Data segment »
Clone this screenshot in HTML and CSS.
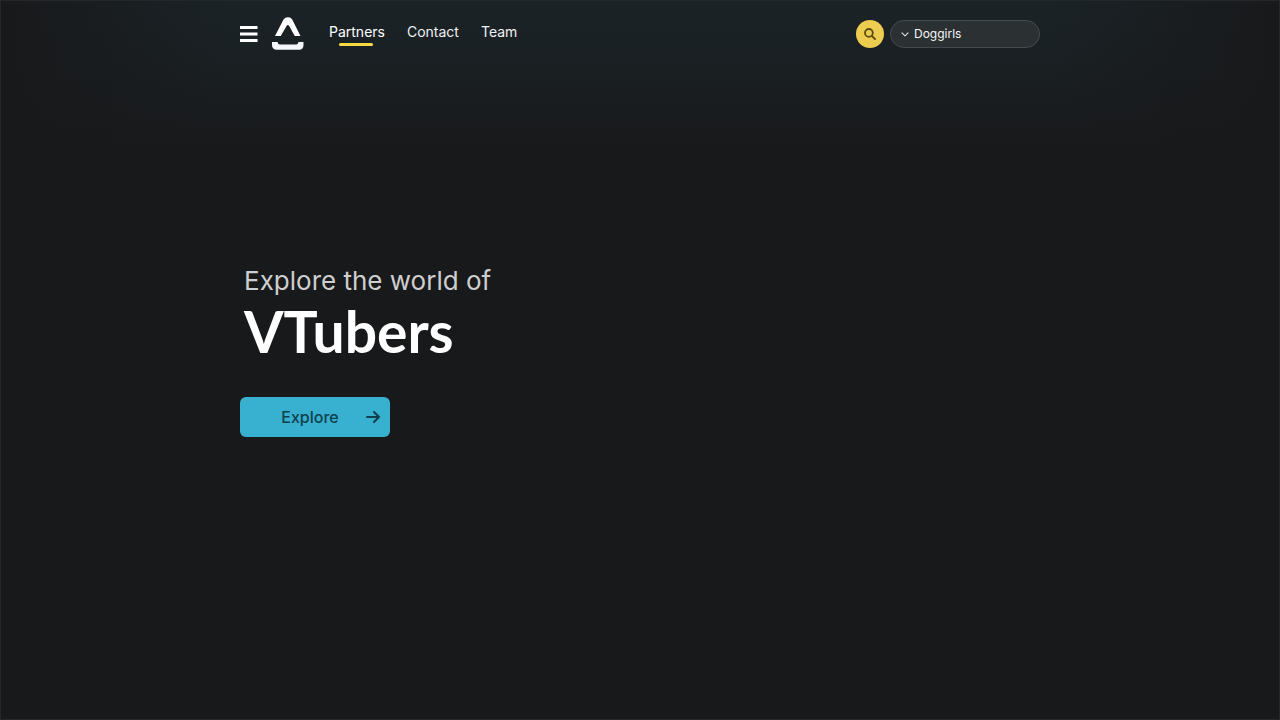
FILE: index.html
```html
<!DOCTYPE html>
<html lang="en">
<head>
<meta charset="utf-8">
<meta name="viewport" content="width=device-width, initial-scale=1">
<title>VTubers</title>
<link rel="stylesheet" href="styles.css">
</head>
<body class="page">
<header class="topbar">
  <button class="menu" type="button" aria-label="Menu">
    <svg width="18" height="16" viewBox="0 0 18 16" aria-hidden="true"><path d="M0 1.500h17.500M0 8h17.500M0 14.500h17.500" stroke="#fff" stroke-width="2.800"/></svg>
  </button>
  <a class="logo" href="#" aria-label="Home">
    <svg width="32" height="34" viewBox="0 0 32 34" aria-hidden="true"><path d="M3 19 11.500 2.500Q13 .2 16 .2T20.200 2.500L28.500 19H22.800L17.200 9Q15.800 7 14.500 9L8.800 19Z" fill="#fff"/><path d="M0 25H5.500Q6 27.500 8 27.500H24Q26 27.500 26.500 25H31.500V28Q31.500 32.800 27 32.800H5Q0 32.800 0 28Z" fill="#f4f7fc"/></svg>
  </a>
  <nav class="nav" aria-label="Main">
    <a class="nav-link nav-link-active" href="#" aria-current="page">Partners</a>
    <a class="nav-link" href="#">Contact</a>
    <a class="nav-link" href="#">Team</a>
  </nav>
  <form class="search">
    <button class="search-button" type="button" aria-label="Search">
      <svg width="12" height="12" viewBox="0 0 12 12" fill="none" stroke="#5a4b10" stroke-width="1.800" stroke-linecap="round" aria-hidden="true"><circle cx="4.900" cy="4.900" r="3.900"/><path d="m7.800 7.800 3.200 3.200"/></svg>
    </button>
    <label class="picker">
      <svg class="chevron" width="8" height="5" viewBox="0 0 8 5" fill="none" stroke="#d5d9da" stroke-width="1.200" stroke-linecap="round" stroke-linejoin="round" aria-hidden="true"><path d="m1 .8 3 3 3-3"/></svg>
      <select class="picker-select" aria-label="Category"><option>Doggirls</option></select>
    </label>
  </form>
</header>
<main class="hero">
  <h1 class="headline"><span class="lead">Explore the world of</span><span class="title">VTubers</span></h1>
  <button class="explore" type="button">
    <span class="explore-label">Explore</span>
    <svg width="14" height="12" viewBox="0 0 14 12" fill="none" stroke="#0e414d" stroke-width="2" stroke-linecap="round" stroke-linejoin="round" aria-hidden="true"><path d="M1 6h12M8 1l5 5-5 5"/></svg>
  </button>
</main>
</body>
</html>
```
FILE: styles.css
```css
* { box-sizing: border-box; }
.page {
  margin: 0;
  min-height: 100vh;
  border: 1px solid #252829;
  background:
    linear-gradient(90deg, #18191b 0%, transparent 18%, transparent 82%, #18191b 100%),
    linear-gradient(180deg, #1b2327 0, #1a2023 60px, #18191b 150px);
  color: #fff;
  font-family: Inter, "Liberation Sans", sans-serif;
}
button { border: 0; padding: 0; cursor: pointer; font-family: inherit; }
.topbar, .hero { width: 100%; max-width: 800px; margin: 0 auto; }
.topbar { display: flex; align-items: center; height: 66px; }
.menu { display: flex; background: none; }
.logo { display: flex; margin-left: 14px; }
.nav { display: flex; gap: 22px; margin: 0 0 4px 25px; }
.nav-link { position: relative; color: #eef1f2; font-size: 14px; line-height: 20px; text-decoration: none; }
.nav-link-active { color: #fff; }
.nav-link-active::after {
  content: "";
  position: absolute;
  left: 10px;
  right: 12px;
  bottom: -4px;
  height: 3px;
  border-radius: 2px;
  background: #f5da45;
}
.search { display: flex; align-items: center; gap: 6px; margin-left: auto; }
.search-button { display: grid; place-items: center; width: 28px; height: 28px; border-radius: 50%; background: #eccd50; }
.picker { display: flex; align-items: center; gap: 5px; width: 150px; height: 28px; padding: 0 10px; border: 1px solid #454b4e; border-radius: 14px; background: #2b3033; }
.chevron { flex: none; }
.picker-select { flex: 1; min-width: 0; padding: 0; border: 0; background: none; color: #f5f6f6; font: 12px/20px Inter, sans-serif; appearance: none; }
.hero { padding-top: 196px; }
.headline { display: flex; flex-direction: column; margin: 0 0 34px; padding-left: 4px; }
.lead { color: #cecece; font-size: 26px; font-weight: 400; line-height: 36px; }
.title { font-family: Lato, sans-serif; font-size: 57px; font-weight: 700; line-height: 64px; }
.explore { display: flex; align-items: center; width: 150px; height: 40px; padding: 0 10px; border-radius: 6px; background: #38b0cf; color: #0e414d; }
.explore-label { flex: 1; padding-left: 4px; font-size: 16px; font-weight: 500; line-height: 24px; }
```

What to produce » Omit the pictures and output all of the other material exactly.

Task output »
Clone this screenshot in HTML and CSS.
FILE: index.html
```html
<!DOCTYPE html>
<html lang="en">
<head>
<meta charset="utf-8">
<meta name="viewport" content="width=device-width, initial-scale=1">
<title>VTubers</title>
<link rel="stylesheet" href="styles.css">
</head>
<body class="page">
<header class="topbar">
  <button class="menu" type="button" aria-label="Menu">
    <svg width="18" height="16" viewBox="0 0 18 16" aria-hidden="true"><path d="M0 1.500h17.500M0 8h17.500M0 14.500h17.500" stroke="#fff" stroke-width="2.800"/></svg>
  </button>
  <a class="logo" href="#" aria-label="Home">
    <svg width="32" height="34" viewBox="0 0 32 34" aria-hidden="true"><path d="M3 19 11.500 2.500Q13 .2 16 .2T20.200 2.500L28.500 19H22.800L17.200 9Q15.800 7 14.500 9L8.800 19Z" fill="#fff"/><path d="M0 25H5.500Q6 27.500 8 27.500H24Q26 27.500 26.500 25H31.500V28Q31.500 32.800 27 32.800H5Q0 32.800 0 28Z" fill="#f4f7fc"/></svg>
  </a>
  <nav class="nav" aria-label="Main">
    <a class="nav-link nav-link-active" href="#" aria-current="page">Partners</a>
    <a class="nav-link" href="#">Contact</a>
    <a class="nav-link" href="#">Team</a>
  </nav>
  <form class="search">
    <button class="search-button" type="button" aria-label="Search">
      <svg width="12" height="12" viewBox="0 0 12 12" fill="none" stroke="#5a4b10" stroke-width="1.800" stroke-linecap="round" aria-hidden="true"><circle cx="4.900" cy="4.900" r="3.900"/><path d="m7.800 7.800 3.200 3.200"/></svg>
    </button>
    <label class="picker">
      <svg class="chevron" width="8" height="5" viewBox="0 0 8 5" fill="none" stroke="#d5d9da" stroke-width="1.200" stroke-linecap="round" stroke-linejoin="round" aria-hidden="true"><path d="m1 .8 3 3 3-3"/></svg>
      <select class="picker-select" aria-label="Category"><option>Doggirls</option></select>
    </label>
  </form>
</header>
<main class="hero">
  <h1 class="headline"><span class="lead">Explore the world of</span><span class="title">VTubers</span></h1>
  <button class="explore" type="button">
    <span class="explore-label">Explore</span>
    <svg width="14" height="12" viewBox="0 0 14 12" fill="none" stroke="#0e414d" stroke-width="2" stroke-linecap="round" stroke-linejoin="round" aria-hidden="true"><path d="M1 6h12M8 1l5 5-5 5"/></svg>
  </button>
</main>
</body>
</html>
```
FILE: styles.css
```css
* { box-sizing: border-box; }
.page {
  margin: 0;
  min-height: 100vh;
  border: 1px solid #252829;
  background:
    linear-gradient(90deg, #18191b 0%, transparent 18%, transparent 82%, #18191b 100%),
    linear-gradient(180deg, #1b2327 0, #1a2023 60px, #18191b 150px);
  color: #fff;
  font-family: Inter, "Liberation Sans", sans-serif;
}
button { border: 0; padding: 0; cursor: pointer; font-family: inherit; }
.topbar, .hero { width: 100%; max-width: 800px; margin: 0 auto; }
.topbar { display: flex; align-items: center; height: 66px; }
.menu { display: flex; background: none; }
.logo { display: flex; margin-left: 14px; }
.nav { display: flex; gap: 22px; margin: 0 0 4px 25px; }
.nav-link { position: relative; color: #eef1f2; font-size: 14px; line-height: 20px; text-decoration: none; }
.nav-link-active { color: #fff; }
.nav-link-active::after {
  content: "";
  position: absolute;
  left: 10px;
  right: 12px;
  bottom: -4px;
  height: 3px;
  border-radius: 2px;
  background: #f5da45;
}
.search { display: flex; align-items: center; gap: 6px; margin-left: auto; }
.search-button { display: grid; place-items: center; width: 28px; height: 28px; border-radius: 50%; background: #eccd50; }
.picker { display: flex; align-items: center; gap: 5px; width: 150px; height: 28px; padding: 0 10px; border: 1px solid #454b4e; border-radius: 14px; background: #2b3033; }
.chevron { flex: none; }
.picker-select { flex: 1; min-width: 0; padding: 0; border: 0; background: none; color: #f5f6f6; font: 12px/20px Inter, sans-serif; appearance: none; }
.hero { padding-top: 196px; }
.headline { display: flex; flex-direction: column; margin: 0 0 34px; padding-left: 4px; }
.lead { color: #cecece; font-size: 26px; font-weight: 400; line-height: 36px; }
.title { font-family: Lato, sans-serif; font-size: 57px; font-weight: 700; line-height: 64px; }
.explore { display: flex; align-items: center; width: 150px; height: 40px; padding: 0 10px; border-radius: 6px; background: #38b0cf; color: #0e414d; }
.explore-label { flex: 1; padding-left: 4px; font-size: 16px; font-weight: 500; line-height: 24px; }
```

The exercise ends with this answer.